### Given records ###

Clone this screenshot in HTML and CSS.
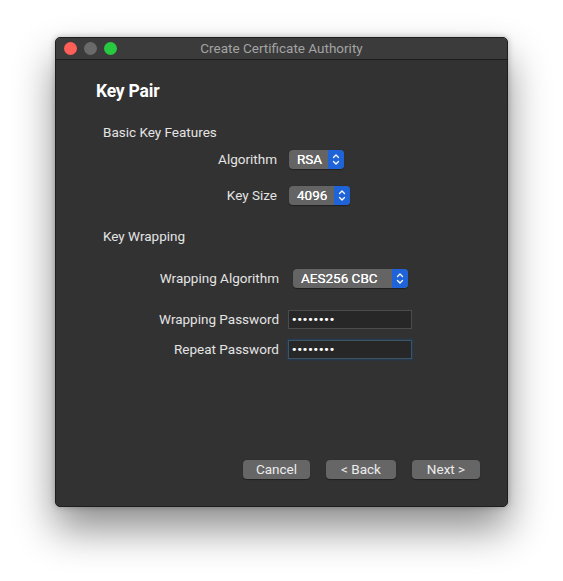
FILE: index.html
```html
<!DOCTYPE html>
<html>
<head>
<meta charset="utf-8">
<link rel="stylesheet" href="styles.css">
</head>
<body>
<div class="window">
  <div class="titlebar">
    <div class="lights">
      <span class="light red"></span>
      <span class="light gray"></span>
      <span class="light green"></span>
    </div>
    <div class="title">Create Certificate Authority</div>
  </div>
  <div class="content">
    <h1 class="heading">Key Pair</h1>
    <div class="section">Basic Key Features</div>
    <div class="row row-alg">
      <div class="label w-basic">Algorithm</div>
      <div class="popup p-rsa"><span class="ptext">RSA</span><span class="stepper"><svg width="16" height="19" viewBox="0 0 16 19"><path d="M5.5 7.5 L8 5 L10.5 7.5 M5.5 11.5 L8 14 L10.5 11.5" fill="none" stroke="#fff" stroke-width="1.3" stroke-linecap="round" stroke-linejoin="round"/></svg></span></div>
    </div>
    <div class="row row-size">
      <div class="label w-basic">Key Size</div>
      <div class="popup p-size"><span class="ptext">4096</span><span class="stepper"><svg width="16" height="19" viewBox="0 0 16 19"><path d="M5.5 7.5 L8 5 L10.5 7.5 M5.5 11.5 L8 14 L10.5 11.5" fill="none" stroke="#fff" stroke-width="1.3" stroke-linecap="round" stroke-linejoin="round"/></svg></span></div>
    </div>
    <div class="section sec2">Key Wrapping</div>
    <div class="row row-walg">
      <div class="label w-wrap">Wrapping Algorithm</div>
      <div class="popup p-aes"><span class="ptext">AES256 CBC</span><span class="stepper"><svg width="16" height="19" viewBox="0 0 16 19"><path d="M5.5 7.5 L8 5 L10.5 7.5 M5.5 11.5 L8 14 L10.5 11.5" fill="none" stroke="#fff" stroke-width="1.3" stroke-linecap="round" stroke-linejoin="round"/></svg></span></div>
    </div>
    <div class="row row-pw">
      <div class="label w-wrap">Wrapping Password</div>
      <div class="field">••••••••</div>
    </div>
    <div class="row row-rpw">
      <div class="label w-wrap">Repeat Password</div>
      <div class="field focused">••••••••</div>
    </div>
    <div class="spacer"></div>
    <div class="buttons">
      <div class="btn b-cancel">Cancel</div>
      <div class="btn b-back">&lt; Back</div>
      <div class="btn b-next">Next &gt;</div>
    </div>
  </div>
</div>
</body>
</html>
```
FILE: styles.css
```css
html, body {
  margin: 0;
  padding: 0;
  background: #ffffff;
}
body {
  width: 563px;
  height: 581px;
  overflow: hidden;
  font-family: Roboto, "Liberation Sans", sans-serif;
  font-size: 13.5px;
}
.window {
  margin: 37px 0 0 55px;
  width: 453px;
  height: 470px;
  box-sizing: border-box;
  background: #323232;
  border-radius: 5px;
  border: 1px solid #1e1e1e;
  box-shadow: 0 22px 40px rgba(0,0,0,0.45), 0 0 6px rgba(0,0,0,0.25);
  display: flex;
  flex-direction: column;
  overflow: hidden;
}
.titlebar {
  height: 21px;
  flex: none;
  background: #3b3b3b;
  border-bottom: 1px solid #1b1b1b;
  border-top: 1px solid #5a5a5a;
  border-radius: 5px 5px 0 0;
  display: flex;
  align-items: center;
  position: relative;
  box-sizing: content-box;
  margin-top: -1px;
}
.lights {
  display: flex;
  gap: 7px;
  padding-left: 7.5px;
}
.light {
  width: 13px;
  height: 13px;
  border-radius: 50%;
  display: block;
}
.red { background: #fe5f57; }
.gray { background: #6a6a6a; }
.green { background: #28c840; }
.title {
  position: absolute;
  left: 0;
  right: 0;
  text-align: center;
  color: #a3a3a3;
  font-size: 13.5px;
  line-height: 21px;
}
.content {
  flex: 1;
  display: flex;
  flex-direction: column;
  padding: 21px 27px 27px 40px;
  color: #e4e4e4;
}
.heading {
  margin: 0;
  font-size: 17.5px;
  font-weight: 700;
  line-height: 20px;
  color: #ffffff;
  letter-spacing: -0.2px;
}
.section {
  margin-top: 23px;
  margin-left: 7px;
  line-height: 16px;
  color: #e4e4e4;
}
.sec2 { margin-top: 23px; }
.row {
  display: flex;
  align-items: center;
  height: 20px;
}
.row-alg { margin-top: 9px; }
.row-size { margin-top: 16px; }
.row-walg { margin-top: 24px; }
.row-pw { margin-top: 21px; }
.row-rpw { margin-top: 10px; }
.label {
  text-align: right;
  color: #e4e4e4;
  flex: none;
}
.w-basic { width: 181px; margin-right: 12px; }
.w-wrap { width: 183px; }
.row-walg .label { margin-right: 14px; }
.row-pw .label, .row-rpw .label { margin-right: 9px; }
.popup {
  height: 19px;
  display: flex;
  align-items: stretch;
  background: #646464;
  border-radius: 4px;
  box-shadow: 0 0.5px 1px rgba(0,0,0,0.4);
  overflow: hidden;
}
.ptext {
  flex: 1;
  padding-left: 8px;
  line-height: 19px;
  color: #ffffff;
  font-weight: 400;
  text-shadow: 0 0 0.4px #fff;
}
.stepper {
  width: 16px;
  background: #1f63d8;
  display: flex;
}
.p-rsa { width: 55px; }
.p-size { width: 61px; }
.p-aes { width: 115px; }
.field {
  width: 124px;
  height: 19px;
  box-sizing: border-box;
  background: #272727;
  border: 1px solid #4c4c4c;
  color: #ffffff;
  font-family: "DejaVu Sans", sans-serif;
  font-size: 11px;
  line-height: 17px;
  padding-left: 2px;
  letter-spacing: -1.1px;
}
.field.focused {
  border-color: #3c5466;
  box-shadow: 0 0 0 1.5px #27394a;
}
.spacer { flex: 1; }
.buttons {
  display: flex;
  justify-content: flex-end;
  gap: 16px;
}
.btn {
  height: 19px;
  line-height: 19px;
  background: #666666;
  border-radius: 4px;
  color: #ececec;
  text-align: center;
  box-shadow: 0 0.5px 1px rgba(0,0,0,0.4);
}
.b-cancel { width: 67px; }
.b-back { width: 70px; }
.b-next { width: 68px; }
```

###
### Given records ###

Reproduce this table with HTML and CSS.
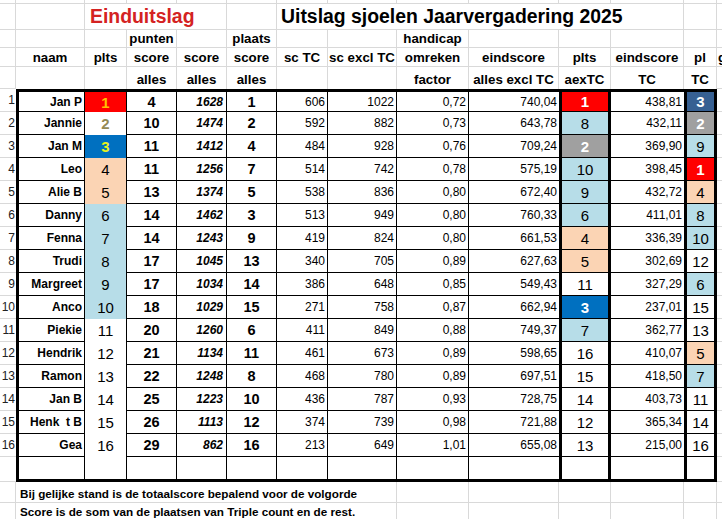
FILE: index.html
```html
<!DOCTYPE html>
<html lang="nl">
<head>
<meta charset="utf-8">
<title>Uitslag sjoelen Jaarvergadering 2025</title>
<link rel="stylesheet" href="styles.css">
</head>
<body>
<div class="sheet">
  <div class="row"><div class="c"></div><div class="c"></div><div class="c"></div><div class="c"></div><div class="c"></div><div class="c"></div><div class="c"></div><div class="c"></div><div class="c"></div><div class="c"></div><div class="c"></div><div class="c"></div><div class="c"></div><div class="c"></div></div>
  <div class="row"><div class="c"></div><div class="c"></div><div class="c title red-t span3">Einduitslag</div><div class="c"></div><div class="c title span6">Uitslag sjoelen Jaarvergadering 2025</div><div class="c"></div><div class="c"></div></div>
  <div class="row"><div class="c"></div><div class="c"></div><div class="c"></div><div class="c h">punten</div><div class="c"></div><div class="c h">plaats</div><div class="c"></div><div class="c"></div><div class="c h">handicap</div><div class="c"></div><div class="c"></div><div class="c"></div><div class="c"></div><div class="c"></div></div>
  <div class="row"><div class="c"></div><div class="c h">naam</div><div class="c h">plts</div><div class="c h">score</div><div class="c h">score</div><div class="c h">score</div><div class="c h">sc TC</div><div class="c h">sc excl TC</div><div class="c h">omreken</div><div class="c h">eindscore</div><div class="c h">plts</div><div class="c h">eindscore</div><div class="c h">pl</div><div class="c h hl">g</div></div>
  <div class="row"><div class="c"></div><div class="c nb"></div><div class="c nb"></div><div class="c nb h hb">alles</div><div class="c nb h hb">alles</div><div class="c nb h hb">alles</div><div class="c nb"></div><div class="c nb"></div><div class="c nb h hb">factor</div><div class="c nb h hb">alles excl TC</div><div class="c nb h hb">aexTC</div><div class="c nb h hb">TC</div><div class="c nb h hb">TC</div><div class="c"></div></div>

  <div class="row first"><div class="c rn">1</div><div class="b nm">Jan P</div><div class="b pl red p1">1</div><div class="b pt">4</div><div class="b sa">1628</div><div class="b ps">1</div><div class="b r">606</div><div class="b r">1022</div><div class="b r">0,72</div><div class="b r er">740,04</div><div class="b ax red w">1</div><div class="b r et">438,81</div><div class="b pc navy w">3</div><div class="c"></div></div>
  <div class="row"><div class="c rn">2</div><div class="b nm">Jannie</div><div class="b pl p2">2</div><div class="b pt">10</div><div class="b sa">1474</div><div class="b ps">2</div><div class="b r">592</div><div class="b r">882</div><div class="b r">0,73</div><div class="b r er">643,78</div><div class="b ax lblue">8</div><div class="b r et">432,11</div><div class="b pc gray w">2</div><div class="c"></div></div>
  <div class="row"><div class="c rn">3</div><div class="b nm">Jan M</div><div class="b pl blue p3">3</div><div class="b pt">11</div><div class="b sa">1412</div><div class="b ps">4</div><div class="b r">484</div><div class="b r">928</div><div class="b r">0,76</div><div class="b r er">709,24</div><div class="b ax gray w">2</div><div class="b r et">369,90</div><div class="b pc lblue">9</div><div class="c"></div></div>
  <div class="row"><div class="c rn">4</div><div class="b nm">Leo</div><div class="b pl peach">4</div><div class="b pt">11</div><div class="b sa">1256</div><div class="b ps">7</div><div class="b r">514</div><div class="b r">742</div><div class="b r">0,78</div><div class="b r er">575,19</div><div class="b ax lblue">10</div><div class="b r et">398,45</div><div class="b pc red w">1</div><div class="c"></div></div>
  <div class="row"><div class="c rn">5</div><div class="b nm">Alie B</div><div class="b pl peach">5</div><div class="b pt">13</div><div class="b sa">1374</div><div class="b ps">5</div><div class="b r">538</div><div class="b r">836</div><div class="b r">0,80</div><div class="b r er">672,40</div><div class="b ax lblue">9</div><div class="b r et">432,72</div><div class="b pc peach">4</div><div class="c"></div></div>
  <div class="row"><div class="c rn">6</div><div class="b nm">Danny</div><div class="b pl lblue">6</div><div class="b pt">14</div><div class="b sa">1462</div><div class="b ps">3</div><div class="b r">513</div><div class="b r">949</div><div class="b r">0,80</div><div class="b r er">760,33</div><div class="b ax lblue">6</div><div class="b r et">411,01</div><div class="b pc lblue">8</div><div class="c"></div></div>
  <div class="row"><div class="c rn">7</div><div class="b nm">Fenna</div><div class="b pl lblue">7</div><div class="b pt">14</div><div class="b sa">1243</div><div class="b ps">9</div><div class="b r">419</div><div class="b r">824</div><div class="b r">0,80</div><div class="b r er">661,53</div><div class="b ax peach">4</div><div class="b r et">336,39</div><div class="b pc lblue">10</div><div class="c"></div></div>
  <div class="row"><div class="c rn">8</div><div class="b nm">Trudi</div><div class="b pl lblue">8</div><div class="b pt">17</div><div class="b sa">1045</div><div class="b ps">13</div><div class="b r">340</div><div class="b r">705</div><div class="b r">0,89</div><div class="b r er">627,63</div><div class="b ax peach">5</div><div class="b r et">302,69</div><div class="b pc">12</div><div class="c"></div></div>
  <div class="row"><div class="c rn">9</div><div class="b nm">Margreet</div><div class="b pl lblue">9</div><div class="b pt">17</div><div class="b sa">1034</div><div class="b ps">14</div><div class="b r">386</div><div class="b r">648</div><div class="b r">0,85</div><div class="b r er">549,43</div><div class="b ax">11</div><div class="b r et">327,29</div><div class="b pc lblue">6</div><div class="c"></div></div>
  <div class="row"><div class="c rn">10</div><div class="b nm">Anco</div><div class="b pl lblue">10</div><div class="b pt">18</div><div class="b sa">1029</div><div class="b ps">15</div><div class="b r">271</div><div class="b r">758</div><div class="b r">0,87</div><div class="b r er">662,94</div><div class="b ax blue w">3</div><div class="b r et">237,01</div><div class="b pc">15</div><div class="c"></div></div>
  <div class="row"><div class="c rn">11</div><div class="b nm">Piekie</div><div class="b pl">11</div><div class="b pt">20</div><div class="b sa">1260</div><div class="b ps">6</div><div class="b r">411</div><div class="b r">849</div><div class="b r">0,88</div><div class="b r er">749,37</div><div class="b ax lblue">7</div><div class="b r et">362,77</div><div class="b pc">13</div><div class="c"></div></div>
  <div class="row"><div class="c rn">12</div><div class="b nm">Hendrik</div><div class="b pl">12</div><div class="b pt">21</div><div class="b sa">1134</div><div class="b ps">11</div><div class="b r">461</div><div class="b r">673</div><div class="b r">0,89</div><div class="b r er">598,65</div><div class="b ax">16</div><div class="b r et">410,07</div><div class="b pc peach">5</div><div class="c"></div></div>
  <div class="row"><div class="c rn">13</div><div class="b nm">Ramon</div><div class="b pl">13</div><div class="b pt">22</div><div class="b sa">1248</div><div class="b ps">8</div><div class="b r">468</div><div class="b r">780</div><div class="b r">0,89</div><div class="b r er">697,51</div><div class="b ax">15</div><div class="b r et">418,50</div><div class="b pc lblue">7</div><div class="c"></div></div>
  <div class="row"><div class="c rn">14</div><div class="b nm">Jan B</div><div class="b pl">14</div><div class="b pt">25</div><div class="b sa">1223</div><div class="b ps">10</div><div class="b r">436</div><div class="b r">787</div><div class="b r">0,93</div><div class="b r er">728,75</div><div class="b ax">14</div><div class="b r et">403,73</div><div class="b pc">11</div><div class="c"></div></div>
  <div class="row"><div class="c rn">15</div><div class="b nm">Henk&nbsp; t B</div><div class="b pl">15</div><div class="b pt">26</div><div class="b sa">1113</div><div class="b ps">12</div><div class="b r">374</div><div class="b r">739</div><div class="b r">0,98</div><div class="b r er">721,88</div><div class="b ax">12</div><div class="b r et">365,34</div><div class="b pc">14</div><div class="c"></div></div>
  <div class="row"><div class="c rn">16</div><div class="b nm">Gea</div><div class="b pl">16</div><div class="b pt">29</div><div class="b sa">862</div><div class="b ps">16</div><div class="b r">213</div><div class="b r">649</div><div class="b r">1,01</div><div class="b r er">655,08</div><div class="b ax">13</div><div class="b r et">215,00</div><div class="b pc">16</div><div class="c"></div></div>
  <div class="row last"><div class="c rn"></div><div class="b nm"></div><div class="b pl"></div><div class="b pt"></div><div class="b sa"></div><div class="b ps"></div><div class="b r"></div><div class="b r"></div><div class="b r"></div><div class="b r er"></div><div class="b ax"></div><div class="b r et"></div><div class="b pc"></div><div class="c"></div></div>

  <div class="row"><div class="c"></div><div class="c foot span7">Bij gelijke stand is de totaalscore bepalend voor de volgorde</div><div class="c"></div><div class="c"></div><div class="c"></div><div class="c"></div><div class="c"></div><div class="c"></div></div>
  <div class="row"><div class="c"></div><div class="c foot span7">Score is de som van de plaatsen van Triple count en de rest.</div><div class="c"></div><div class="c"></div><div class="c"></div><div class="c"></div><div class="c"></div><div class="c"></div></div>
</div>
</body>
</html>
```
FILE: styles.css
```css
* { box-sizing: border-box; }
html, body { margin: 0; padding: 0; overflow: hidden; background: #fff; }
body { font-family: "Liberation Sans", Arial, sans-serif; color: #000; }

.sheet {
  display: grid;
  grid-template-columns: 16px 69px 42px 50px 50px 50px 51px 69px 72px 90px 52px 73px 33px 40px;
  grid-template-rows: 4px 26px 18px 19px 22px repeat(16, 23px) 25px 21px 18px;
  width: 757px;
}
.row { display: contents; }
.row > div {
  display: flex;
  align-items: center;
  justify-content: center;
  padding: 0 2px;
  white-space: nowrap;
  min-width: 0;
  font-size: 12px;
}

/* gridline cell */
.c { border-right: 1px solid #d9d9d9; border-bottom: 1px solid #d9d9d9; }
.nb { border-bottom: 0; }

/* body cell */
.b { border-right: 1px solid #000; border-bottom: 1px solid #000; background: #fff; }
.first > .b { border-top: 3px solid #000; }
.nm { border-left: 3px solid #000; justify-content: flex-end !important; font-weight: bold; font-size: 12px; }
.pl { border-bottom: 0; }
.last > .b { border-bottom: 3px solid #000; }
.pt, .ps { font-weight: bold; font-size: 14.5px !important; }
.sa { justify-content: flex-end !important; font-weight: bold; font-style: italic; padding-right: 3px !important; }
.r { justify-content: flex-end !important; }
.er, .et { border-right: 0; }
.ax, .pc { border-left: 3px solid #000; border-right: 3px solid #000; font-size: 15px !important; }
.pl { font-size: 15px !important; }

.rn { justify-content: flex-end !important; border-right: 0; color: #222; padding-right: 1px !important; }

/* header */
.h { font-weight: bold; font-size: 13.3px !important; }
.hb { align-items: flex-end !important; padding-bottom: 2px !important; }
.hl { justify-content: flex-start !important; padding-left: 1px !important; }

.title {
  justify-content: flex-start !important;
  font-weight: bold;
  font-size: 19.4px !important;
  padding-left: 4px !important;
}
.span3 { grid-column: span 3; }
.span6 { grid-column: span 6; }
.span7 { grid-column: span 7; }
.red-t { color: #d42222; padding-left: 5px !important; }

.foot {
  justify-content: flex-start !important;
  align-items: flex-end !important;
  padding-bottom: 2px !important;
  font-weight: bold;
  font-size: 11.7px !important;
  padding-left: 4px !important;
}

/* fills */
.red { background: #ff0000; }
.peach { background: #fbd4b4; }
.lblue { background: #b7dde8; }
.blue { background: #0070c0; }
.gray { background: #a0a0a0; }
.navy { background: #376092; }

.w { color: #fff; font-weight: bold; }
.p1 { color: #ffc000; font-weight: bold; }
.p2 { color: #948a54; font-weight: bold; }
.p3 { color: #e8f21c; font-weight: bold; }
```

###

The request:
From the listing above, return each line with the word "this".

Written answer:
Clone this screenshot in HTML and CSS.
Reproduce this table with HTML and CSS.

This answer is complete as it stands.